Son olarak belirteceğim husus adil yargılanma hakkına dair düzenleme olacaktır, reform olacaktır. Sayın Başkan, hatırlayacağınız üzere, onu o zaman da konuşmuştuk. Sonra Mecliste yapılan görüşmelerde Adalet Bakanı, Anayasa Mahkemesi temsilcileri geldiği zaman o sırada da konuştuk, biz eğer bu kanunu bir adil yargılanma kodu olarak alırsak, düzeltici, o zaman olağanüstü dönemden olağan döneme geçiş kanunu olarak alırsak zannediyorum önemli bir katkımız olacaktır. Bu açıdan da zannediyorum arkadaşlar bir alt komisyon kurulması konusunda önerge vermişlerdir ya da vereceklerdir. Bu, tabii ki sayın vekillerin yaptıkları hazırlığın değersizleştirilmesi anlamına gelmemektedir çünkü burada birçok teknik ve olumlu husus vardır ama bu, çok palyatiftir.

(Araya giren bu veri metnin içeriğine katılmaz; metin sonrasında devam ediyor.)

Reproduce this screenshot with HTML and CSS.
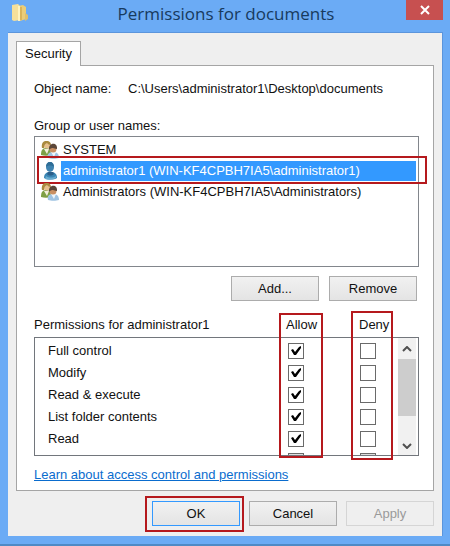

Bu tür bir yasa faaliyeti, bizim mevcut olan daha büyük adil yargılanma hakkı sorunlarının ikinci plana atılması, bunların bulunmadığı veya önemsiz olduğu, ikincil olduğu biçimde bir izlenim yaratacaktır. Bu bakımdan, buradaki olumlu düzenlemelere kuşkusuz "evet" ama olumsuzlara, değindiğim ve arkadaşların değindiklerine mutlaka "hayır" dememiz lazım. Ama esasen bu vesileyle madem ki artık 7145 sayılı Yasa'nın çok ötesine geçmiş bulunuyoruz, o zaman bir alt komisyon yoluyla ciddi bir reformun adımının atılması için de bir vesile kabul etmemiz dileğiyle sözlerime son veriyorum.